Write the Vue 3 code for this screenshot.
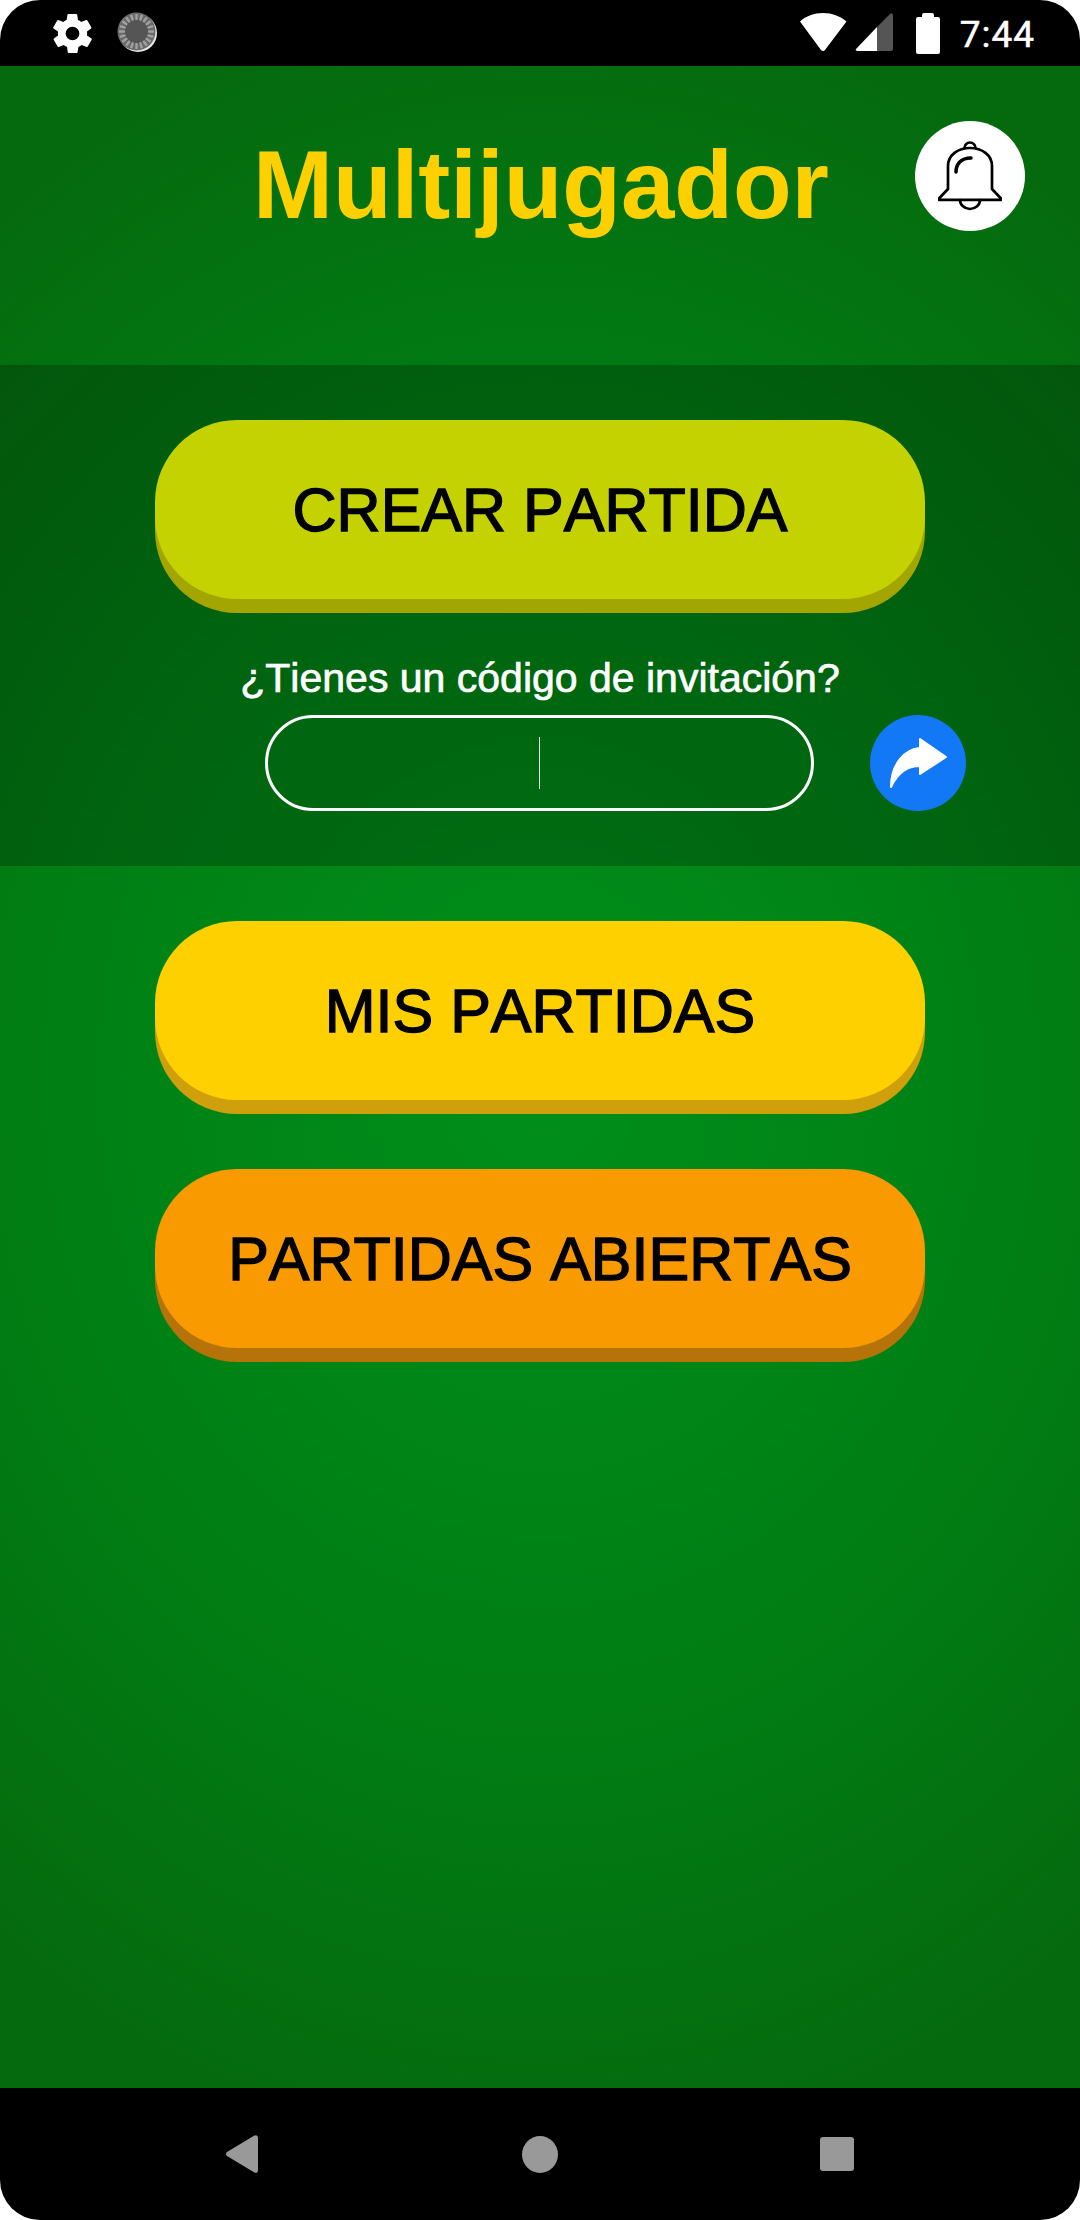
<template>
  <div class="phone">
    <div class="status-bar">
      <div class="status-left">
        <svg width="47" height="47" viewBox="0 0 24 24">
          <path fill="#fff" fill-rule="evenodd" d="M19.4 13a7.500 7.500 0 0 0 0-2l2.100-1.600a.5.5 0 0 0 .1-.6l-2-3.500a.5.5 0 0 0-.6-.2l-2.500 1a7.300 7.300 0 0 0-1.700-1l-.4-2.700a.5.5 0 0 0-.5-.4h-4a.5.5 0 0 0-.5.4l-.4 2.700a7.300 7.300 0 0 0-1.700 1l-2.500-1a.5.5 0 0 0-.6.2l-2 3.500a.5.5 0 0 0 .1.600L4.600 11a7.500 7.500 0 0 0 0 2l-2.100 1.600a.5.5 0 0 0-.1.600l2 3.500a.5.5 0 0 0 .6.200l2.500-1a7.300 7.300 0 0 0 1.700 1l.4 2.700a.5.5 0 0 0 .5.400h4a.5.5 0 0 0 .5-.4l.4-2.700a7.300 7.300 0 0 0 1.700-1l2.500 1a.5.5 0 0 0 .6-.2l2-3.500a.5.5 0 0 0-.1-.6zM12 15.500a3.500 3.500 0 1 1 0-7 3.500 3.500 0 0 1 0 7z" />
        </svg>
        <svg width="42" height="42" viewBox="0 0 42 42">
          <circle cx="21" cy="21" r="19" fill="#e8e8e8" />
          <circle cx="19.500" cy="19.500" r="19" fill="#6a6a6a" />
          <circle cx="19.500" cy="19.500" r="13" fill="#555" />
          <line
            v-for="a in ticks"
            :key="a"
            x1="19.500"
            y1="2"
            x2="19.500"
            y2="8"
            stroke="#a0a0a0"
            stroke-width="2.400"
            :transform="`rotate(${a} 19.500 19.500)`"
          />
        </svg>
      </div>
      <div class="status-right">
        <svg class="wifi" width="50" height="42" viewBox="0 0 50 42">
          <path fill="#fff" d="M1 9.500C7 4 15 1 24 1s17 3 23.500 8.500L26 38a2.500 2.500 0 0 1-4 0z" />
        </svg>
        <svg class="signal" width="38" height="40" viewBox="0 0 38 40">
          <path fill="#fff" d="M1 36 22 14v24H2.500C1 38 .3 37 1 36z" />
          <path fill="#555" d="M22 14 35 1c1-1 3-.5 3 1.500V36c0 1-1 2-2 2H22z" />
        </svg>
        <svg class="battery" width="24" height="42" viewBox="0 0 24 42">
          <path fill="#fff" d="M6 3a2 2 0 0 1 2-2h8a2 2 0 0 1 2 2v2h4a2 2 0 0 1 2 2v33a2 2 0 0 1-2 2H2a2 2 0 0 1-2-2V7a2 2 0 0 1 2-2h4z" />
        </svg>
        <span class="clock">7:44</span>
      </div>
    </div>

    <div class="content">
      <header class="top">
        <h1>Multijugador</h1>
        <button class="bell">
          <svg width="64" height="70" viewBox="0 0 64 70" fill="none" stroke="#000" stroke-width="2.700" stroke-linejoin="round" stroke-linecap="round">
            <path d="M26.500 7a5.500 5.500 0 0 1 11 0" />
            <path d="M10 48V25C10 14 20 7 32 7s22 7 22 18v23l9 9.500a.8.8 0 0 1-.6 1.400H1.600a.8.8 0 0 1-.6-1.400z" />
            <path d="M22 59a10 9 0 0 0 20 0" />
            <path d="M18 31c0-8 5-14 15-14" stroke-width="3.500" />
          </svg>
        </button>
      </header>

      <section class="panel">
        <button class="big lime">CREAR PARTIDA</button>
        <p class="invite-label">¿Tienes un código de invitación?</p>
        <div class="invite-row">
          <div class="code-input"><span class="caret"></span></div>
          <button class="send">
            <svg width="60" height="52" viewBox="0 0 60 52">
              <path fill="#fff" stroke="#fff" stroke-width="2" stroke-linejoin="round" d="M32 2 58 20 32 37V29C18 29 9 37 3 50 3 28 16 12 32 11z" />
            </svg>
          </button>
        </div>
      </section>

      <section class="menu">
        <button class="big yellow">MIS PARTIDAS</button>
        <button class="big orange">PARTIDAS ABIERTAS</button>
      </section>
    </div>

    <nav class="nav-bar">
      <svg width="32" height="38" viewBox="0 0 32 38">
        <path fill="#999" d="M1 21a2.500 2.500 0 0 1 0-4L28 .8c2-1.300 4-.3 4 2v32.400c0 2.300-2 3.300-4 2z" />
      </svg>
      <span class="home"></span>
      <span class="recent"></span>
    </nav>
  </div>
</template>

<script setup>
// marcas del icono de carga
const ticks = Array.from({ length: 20 }, (_, i) => i * 18)
</script>

<style>
html,
body {
  background: #fff;
}
</style>

<style scoped>
.phone {
  width: 1080px;
  height: 2220px;
  display: flex;
  flex-direction: column;
  border-radius: 40px;
  overflow: hidden;
  background: #000;
  font-family: "Liberation Sans", Arial, sans-serif;
  font-kerning: none;
}

.status-bar {
  height: 66px;
  flex: none;
  display: flex;
  justify-content: space-between;
  align-items: center;
  padding: 0 45px 0 49px;
}

.status-left,
.status-right {
  display: flex;
  align-items: center;
}

.status-left {
  gap: 21px;
}

.signal {
  margin-left: 6px;
}

.battery {
  margin-left: 23px;
  margin-right: 20px;
}

.clock {
  color: #fff;
  font-family: Roboto, sans-serif;
  font-size: 37px;
  letter-spacing: 1px;
  position: relative;
  top: 1px;
  -webkit-text-stroke: 0.5px #fff;
}

.content {
  flex: 1;
  display: flex;
  flex-direction: column;
  background: radial-gradient(ellipse 900px 1080px at 540px 1011px, #008f1a 0%, #007f14 55%, #056a0e 100%);
}

.top {
  height: 299px;
  flex: none;
  display: flex;
  justify-content: center;
  padding: 64px 0 0 2px;
  box-sizing: border-box;
  position: relative;
}

h1 {
  margin: 0;
  color: #ffd000;
  font-size: 96px;
  line-height: 110px;
  font-weight: bold;
}

.bell {
  position: absolute;
  top: 55px;
  left: 915px;
  width: 110px;
  height: 110px;
  border: none;
  border-radius: 50%;
  background: #fff;
  padding: 0;
  display: flex;
  align-items: center;
  justify-content: center;
}

.panel {
  height: 501px;
  flex: none;
  box-sizing: border-box;
  padding-top: 55px;
  display: flex;
  flex-direction: column;
  align-items: center;
  background: rgba(0, 0, 0, 0.22);
}

.big {
  width: 770px;
  height: 179px;
  flex: none;
  border: none;
  border-radius: 82px;
  padding: 0;
  color: #000;
  font-family: "Liberation Sans", Arial, sans-serif;
  font-kerning: none;
  font-size: 61px;
  -webkit-text-stroke: 1.400px #000;
}

.lime {
  background: #c3d200;
  box-shadow: 0 14px 0 #a3a500;
}

.yellow {
  background: #ffd000;
  box-shadow: 0 14px 0 #cf9f0c;
}

.orange {
  background: #f89a00;
  box-shadow: 0 14px 0 #b5730a;
}

.invite-label {
  margin: 42px 0 0;
  padding-top: 14px;
  color: #fff;
  font-size: 41px;
  line-height: 46px;
  -webkit-text-stroke: 0.7px #fff;
}

.invite-row {
  margin-top: 14px;
  width: 100%;
  box-sizing: border-box;
  padding-left: 265px;
  display: flex;
  gap: 56px;
}

.code-input {
  width: 549px;
  height: 96px;
  box-sizing: border-box;
  border: 3px solid #fff;
  border-radius: 48px;
  display: flex;
  align-items: center;
  justify-content: center;
}

.caret {
  width: 1px;
  height: 52px;
  background: #e8f0e8;
}

.send {
  width: 96px;
  height: 96px;
  border: none;
  border-radius: 50%;
  background: #1278f5;
  padding: 0;
  display: flex;
  align-items: center;
  justify-content: center;
}

.menu {
  flex: 1;
  box-sizing: border-box;
  padding-top: 55px;
  display: flex;
  flex-direction: column;
  align-items: center;
  gap: 69px;
}

.nav-bar {
  height: 132px;
  flex: none;
  display: flex;
  align-items: center;
  padding-left: 226px;
  gap: 264px;
}

.home {
  width: 36px;
  height: 37px;
  border-radius: 50%;
  background: #999;
}

.recent {
  margin-left: -2px;
  width: 34px;
  height: 34px;
  border-radius: 3px;
  background: #999;
}
</style>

> _What is expected_
Search the lines above for the string "code" and copy each line that has it.

> _Reply to the task_
Write the Vue 3 code for this screenshot.
          <div class="code-input"><span class="caret"></span></div>
.code-input {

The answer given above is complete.